Dr. Wintermute is Clara’s father. He represents the trappings of Victorian society and the luxuries that were afforded to the upper class, as well as the gender divide prominent at the time. Where his wife has spent the last seven years in mourning and at home grieving for her lost children, Dr. Wintermute’s profession has brought him out of the house and forced him to interact with people. As a result, he struggles to sympathize with his wife’s continued grieving because it makes his home feel dark and unbearable. Dr. Wintermute is the catalyst for Clara’s disappearance and transformation (both literal and metaphysical). Clara can feel her father’s lack of love for her and his innermost desire that Clara’s brother had survived instead. When Dr. Wintermute realizes his feelings contributed to Clara’s discontent, he begins to realize that, by living in the past, he has neglected the present. Throughout the book, he grapples with how to bring his family back together by making his wife see that mourning their dead children only hurts their living one. Dr. Wintermute also represents the idea that we don’t know what we have until it’s gone. Before Clara’s disappearance, Dr. Wintermute thought little of what she meant to him because her presence was overshadowed by what he lost. Once Clara is lost too, however, Dr.
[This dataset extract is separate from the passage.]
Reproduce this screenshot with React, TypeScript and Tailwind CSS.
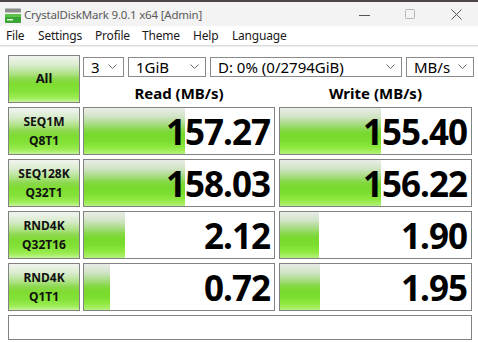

Wintermute realizes he loves her and that she is just as worthwhile as his son was. At the end of the book, Dr. Wintermute and his wife are brought back together by Clara’s disappearance, showing the healing power of upheaval and loss.

Mrs. Pinchbeck

Mrs. Pinchbeck represents the lower classes of Victorian London, as well as the theatrics attributed to women at the time. Almost every conversation the woman has with anyone is a production, in which she plays a specific part and expects others to fulfill certain roles. She is an over-the-top rendition of the emotions women were believed to possess at the time and serves as comic relief. Mrs. Pinchbeck doesn’t change from the beginning of the story to the end, meaning she exists only to further the plot by providing an avenue through which information may be relayed.